С Чухраем отец дружил всю жизнь. Они верили друг в друга, Чухрай подолгу жил у нас. Уже я помню, как одну из сцен «Сорок первого», где героиня Марютка, «черная кость», бранится с поручиком «из белогвардейцев», который не умеет чистить рыбу. Это буквально записанные слова мамы, которая ругала отца, что он не помогает ей на кухне. Но такова поразительная особенность искусства, что бытовая сцена, попав в другой, в художественный контекст, словно забывает о своем происхождении, становится частью другого образа, просто подпитанного живой жизнью.
Потом профессии их немного развели, но не сильно. Один стал полубезработным кинорежиссером, другой, отец, хотел быть всю жизнь философом, но профессионально стал им лишь в конце жизни, работать приходилось преподавателем истории партии.
* * *
Удивительное создание женщина, жена и мать.
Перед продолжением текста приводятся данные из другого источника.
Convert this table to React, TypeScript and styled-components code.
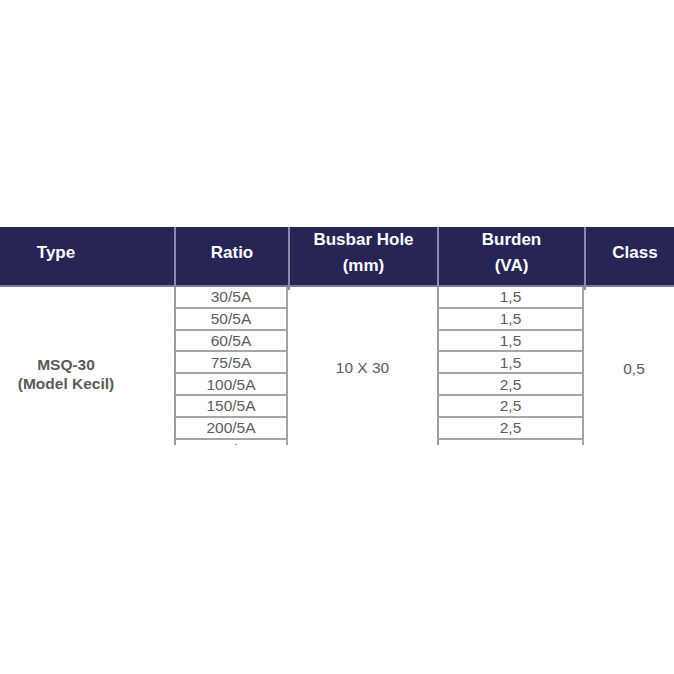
import React from "react";
import styled, { createGlobalStyle } from "styled-components";

const Global = createGlobalStyle`
  html, body { margin: 0; padding: 0; background: #ffffff; }
  body { font-family: "Liberation Sans", Arial, Helvetica, sans-serif; overflow: hidden; }
`;

const COLS = "174px 114px 149px 147px 100px";
const ROW_H = 21.8;

const Page = styled.div`
  width: 674px;
  height: 674px;
  overflow: hidden;
  padding-top: 227px;
  box-sizing: border-box;
`;

const Table = styled.div`
  width: 684px;
`;

const HeaderRow = styled.div`
  display: grid;
  grid-template-columns: ${COLS};
  height: 60px;
  background: #262556;
  border-bottom: 2px solid #7d7b9c;
  box-sizing: border-box;
`;

const HeadCell = styled.div<{ $first?: boolean; $padRight?: number }>`
  display: flex;
  align-items: center;
  justify-content: center;
  text-align: center;
  color: #ffffff;
  font-weight: 700;
  font-size: 17px;
  line-height: 26px;
  padding-bottom: 11px;
  padding-right: ${(p) => p.$padRight ?? 0}px;
  border-left: ${(p) => (p.$first ? "none" : "2px solid #8c8aab")};
  box-sizing: border-box;
`;

const Body = styled.div`
  display: grid;
  grid-template-columns: ${COLS};
  grid-template-rows: repeat(8, ${ROW_H}px);
  height: 158px;
  overflow: hidden;
  align-content: start;
`;

const SpanCell = styled.div<{ $col: number; $bold?: boolean; $padRight?: number; $padBottom?: number }>`
  grid-column: ${(p) => p.$col};
  grid-row: 1 / span 8;
  display: flex;
  align-items: center;
  justify-content: center;
  text-align: center;
  color: #5a5a5a;
  font-size: 15.5px;
  line-height: 19px;
  font-weight: ${(p) => (p.$bold ? 700 : 400)};
  padding-right: ${(p) => p.$padRight ?? 0}px;
  padding-bottom: ${(p) => p.$padBottom ?? 0}px;
  box-sizing: border-box;
`;

const ListCell = styled.div<{ $col: number; $row: number }>`
  grid-column: ${(p) => p.$col};
  grid-row: ${(p) => p.$row};
  display: flex;
  align-items: center;
  justify-content: center;
  color: #5c5c5c;
  font-size: 15.5px;
  border-left: 2px solid #9a9a9a;
  border-right: 2px solid #a3a3a3;
  border-bottom: 2px solid #a6a6a6;
  box-sizing: border-box;
  padding-top: 1px;
`;

const ratios = ["30/5A", "50/5A", "60/5A", "75/5A", "100/5A", "150/5A", "200/5A", "250/5A"];
const burdens = ["1,5", "1,5", "1,5", "1,5", "2,5", "2,5", "2,5", "2,5"];

export default function App() {
  return (
    <>
      <Global />
      <Page>
        <Table>
          <HeaderRow>
            <HeadCell $first $padRight={62}>Type</HeadCell>
            <HeadCell>Ratio</HeadCell>
            <HeadCell>
              Busbar Hole
              <br />
              (mm)
            </HeadCell>
            <HeadCell>
              Burden
              <br />
              (VA)
            </HeadCell>
            <HeadCell>Class</HeadCell>
          </HeaderRow>
          <Body>
            <SpanCell $col={1} $bold $padRight={42} $padBottom={0}>
              MSQ-30
              <br />
              (Model Kecil)
            </SpanCell>
            {ratios.map((r, i) => (
              <ListCell key={"r" + i} $col={2} $row={i + 1}>
                {r}
              </ListCell>
            ))}
            <SpanCell $col={3} $padBottom={14}>10 X 30</SpanCell>
            {burdens.map((b, i) => (
              <ListCell key={"b" + i} $col={4} $row={i + 1}>
                {b}
              </ListCell>
            ))}
            <SpanCell $col={5} $padBottom={12}>0,5</SpanCell>
          </Body>
        </Table>
      </Page>
    </>
  );
}
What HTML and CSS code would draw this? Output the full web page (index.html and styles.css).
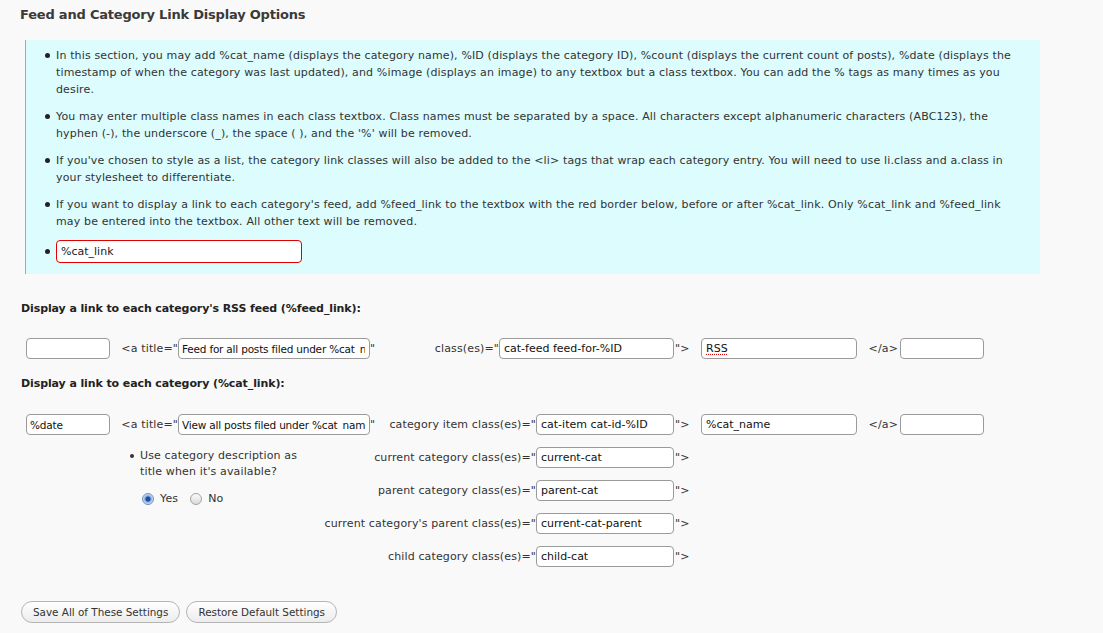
FILE: index.html
```html
<!DOCTYPE html>
<html lang="en">
<head>
<meta charset="utf-8">
<title>Feed and Category Link Display Options</title>
<link rel="stylesheet" href="styles.css">
</head>
<body>
<div class="wrap">
  <h3 class="title">Feed and Category Link Display Options</h3>
  <div class="info">
    <ul class="notes">
      <li>In this section, you may add %cat_name (displays the category name), %ID (displays the category ID), %count (displays the current count of posts), %date (displays the timestamp of when the category was last updated), and %image (displays an image) to any textbox but a class textbox. You can add the % tags as many times as you desire.</li>
      <li>You may enter multiple class names in each class textbox. Class names must be separated by a space. All characters except alphanumeric characters (ABC123), the hyphen (-), the underscore (_), the space ( ), and the '%' will be removed.</li>
      <li>If you've chosen to style as a list, the category link classes will also be added to the &lt;li&gt; tags that wrap each category entry. You will need to use li.class and a.class in your stylesheet to differentiate.</li>
      <li>If you want to display a link to each category's feed, add %feed_link to the textbox with the red border below, before or after %cat_link. Only %cat_link and %feed_link may be entered into the textbox. All other text will be removed.</li>
      <li class="feed-item"><input class="feed-box" type="text" value="%cat_link"></li>
    </ul>
  </div>

  <p class="label">Display a link to each category's RSS feed (%feed_link):</p>
  <div class="grid grid-feed">
    <input class="in w-side" type="text" value="">
    <span class="t right">&lt;a title="</span>
    <span class="cell"><input class="in w-title small" type="text" value="Feed for all posts filed under %cat_name"><span class="t">"</span></span>
    <span class="cell end"><span class="t">class(es)="</span><input class="in w-class-wide" type="text" value="cat-feed feed-for-%ID"></span>
    <span class="t close">"&gt;</span>
    <input class="in w-text spell" type="text" value="RSS">
    <span class="t right enda">&lt;/a&gt;</span>
    <input class="in w-side" type="text" value="">
  </div>

  <p class="label label2">Display a link to each category (%cat_link):</p>
  <div class="grid">
    <input class="in w-side small" type="text" value="%date">
    <span class="t right">&lt;a title="</span>
    <span class="cell"><input class="in w-title small" type="text" value="View all posts filed under %cat_name"><span class="t">"</span></span>
    <span class="cell end"><span class="t">category item class(es)="</span><input class="in w-class" type="text" value="cat-item cat-id-%ID"></span>
    <span class="t close">"&gt;</span>
    <input class="in w-text" type="text" value="%cat_name">
    <span class="t right enda">&lt;/a&gt;</span>
    <input class="in w-side" type="text" value="">

    <div class="desc">
      <ul class="desc-list">
        <li>Use category description as title when it's available?</li>
      </ul>
      <div class="radios">
        <label class="opt"><input class="radio" type="radio" name="desc" checked>Yes</label>
        <label class="opt"><input class="radio" type="radio" name="desc">No</label>
      </div>
    </div>

    <span class="cell end sub"><span class="t">current category class(es)="</span><input class="in w-class" type="text" value="current-cat"></span>
    <span class="t close sub-close">"&gt;</span>
    <span class="cell end sub"><span class="t">parent category class(es)="</span><input class="in w-class" type="text" value="parent-cat"></span>
    <span class="t close sub-close">"&gt;</span>
    <span class="cell end sub"><span class="t">current category's parent class(es)="</span><input class="in w-class" type="text" value="current-cat-parent"></span>
    <span class="t close sub-close">"&gt;</span>
    <span class="cell end sub"><span class="t">child category class(es)="</span><input class="in w-class" type="text" value="child-cat"></span>
    <span class="t close sub-close">"&gt;</span>
  </div>

  <div class="buttons">
    <button class="btn" type="button">Save All of These Settings</button>
    <button class="btn" type="button">Restore Default Settings</button>
  </div>
</div>
</body>
</html>
```

FILE: styles.css
```css
html, body {
  margin: 0;
  padding: 0;
  background: #f9f9f9;
}
body {
  font-family: "DejaVu Sans", Verdana, sans-serif;
  font-size: 11px;
  color: #333;
}
.wrap {
  padding: 7px 0 0 20px;
}
.title {
  margin: 0;
  font-size: 13px;
  line-height: 16px;
  font-weight: bold;
  letter-spacing: -0.2px;
  color: #3a3a3a;
}
.info {
  margin: 17px 0 0 5px;
  width: 1014px;
  background: #dcfcfd;
  border-left: 1px solid #a8a8a8;
  padding: 7px 0 11px;
}
.notes {
  margin: 0;
  padding: 0 20px 0 30px;
  line-height: 17px;
  list-style: none;
  letter-spacing: 0.14px;
}
.notes li {
  position: relative;
  margin: 0 0 10px;
}
.notes li::before {
  content: "";
  position: absolute;
  left: -11px;
  top: 6px;
  width: 5px;
  height: 5px;
  border-radius: 50%;
  background: #222;
}
.notes li.feed-item {
  margin: 0;
  line-height: 23px;
}
.notes li.feed-item::before {
  top: 9px;
}
.feed-box {
  box-sizing: border-box;
  width: 246px;
  height: 23px;
  margin: 0;
  padding: 0 4px;
  border: 1px solid #e00000;
  border-radius: 4px;
  background: #fff;
  font: 11px "DejaVu Sans", Verdana, sans-serif;
  color: #222;
  vertical-align: top;
}
.label {
  margin: 27px 0 0 1px;
  font-weight: bold;
  font-size: 11px;
  line-height: 16px;
  letter-spacing: -0.1px;
  color: #222;
}
.label2 {
  margin-top: 17px;
}
.grid {
  display: grid;
  grid-template-columns: 84px 68px 213px 283px 27px 156px 43px 84px;
  grid-auto-rows: 21px;
  row-gap: 12px;
  align-items: center;
  margin: 22px 0 0 6px;
}
.grid-feed {
  margin-top: 21px;
}
.t {
  white-space: nowrap;
  color: #333;
  letter-spacing: 0.14px;
}
.right {
  text-align: right;
}
.enda {
  padding-right: 2px;
}
.close {
  padding-left: 1px;
}
.cell {
  display: flex;
  align-items: center;
  white-space: nowrap;
}
.cell.end {
  justify-content: flex-end;
}
.sub {
  grid-column: 4;
}
.sub-close {
  grid-column: 5;
}
.in {
  box-sizing: border-box;
  height: 21px;
  margin: 0;
  padding: 0 4px;
  border: 1px solid #9a9a9a;
  border-radius: 4px;
  background: #fff;
  font: 11px/19px "DejaVu Sans", Verdana, sans-serif;
  color: #111;
}
.in.small {
  font-size: 10.5px;
  letter-spacing: -0.2px;
  line-height: 19px;
  padding-left: 3px;
}
.in.spell {
  text-decoration: underline dotted #d00;
  text-underline-offset: 2px;
}
.w-side { width: 84px; }
.w-title { width: 192px; }
.w-class-wide { width: 175px; }
.w-class { width: 138px; }
.w-text { width: 156px; }
.desc {
  grid-column: 1 / 4;
  grid-row: 2 / 6;
  align-self: start;
  padding-left: 104px;
  letter-spacing: 0.14px;
}
.desc-list {
  margin: 1px 0 0;
  padding: 0 0 0 10px;
  width: 170px;
  line-height: 16px;
  list-style: none;
}
.desc-list li {
  position: relative;
}
.desc-list li::before {
  content: "";
  position: absolute;
  left: -10px;
  top: 6px;
  width: 4px;
  height: 4px;
  border-radius: 50%;
  background: #333;
}
.radios {
  display: flex;
  align-items: center;
  gap: 12px;
  margin: 11px 0 0 12px;
  line-height: 16px;
}
.opt {
  display: flex;
  align-items: center;
  color: #333;
}
.radio {
  appearance: none;
  -webkit-appearance: none;
  box-sizing: border-box;
  width: 12px;
  height: 12px;
  margin: 0 6px 0 0;
  border: 1px solid #a3a3a3;
  border-radius: 50%;
  background: linear-gradient(#fbfbfb, #dadada);
}
.radio:checked {
  border-color: #6f8cbf;
  background: radial-gradient(circle, #1c4d9e 0, #1c4d9e 2px, #7fa6dd 3px, #d7e4f6 5px);
}
.buttons {
  display: flex;
  gap: 6px;
  margin: 34px 0 0 1px;
}
.btn {
  box-sizing: border-box;
  height: 22px;
  padding: 0 11px;
  border: 1px solid #b5b5b5;
  border-radius: 11px;
  background: linear-gradient(#ffffff, #ececec);
  font: 10.4px "DejaVu Sans", Verdana, sans-serif;
  color: #333;
}
```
Вроде, мать прежде всего, но ощущает себя принадлежащей мужу, мужчине, хочет быть с ним. Пока это главное. И письма ее, как письма Элоизы Абеляру, много тоньше и много страстнее, чем письма философа. Она уже была у него в Челябинске, уже стала его женой:
«Москва 16.V.44. Родной мой, Карлушенька! От тебя нет писем!
Я нигде не могу найти себе места, ни за что не могу взяться. А нужно заниматься, нужно сдавать. Взяла сейчас твои старые письма и перечитывала их.
Милый мой, мужчина мой, желанный, страстный, любящий! Какую муку и сколько счастья дает любовь.
Как тяжело чувствовать твое отсутствие и как легко, отрадно, ласково становится на сердце, когда подумаю, что ты мой, мой Карлушка, мой муж!
Обнимаю, целую, люблю до безумия нежного, любимого Мишку. Целую губы твои, щеки колючие, ласкаю гордого, умного, любимого, заглядываю в черные, тоскующие глаза твои, утопаю в счастье, блаженстве, чувствуя горячие поцелуи твои, нежные ласки, сильные объятия.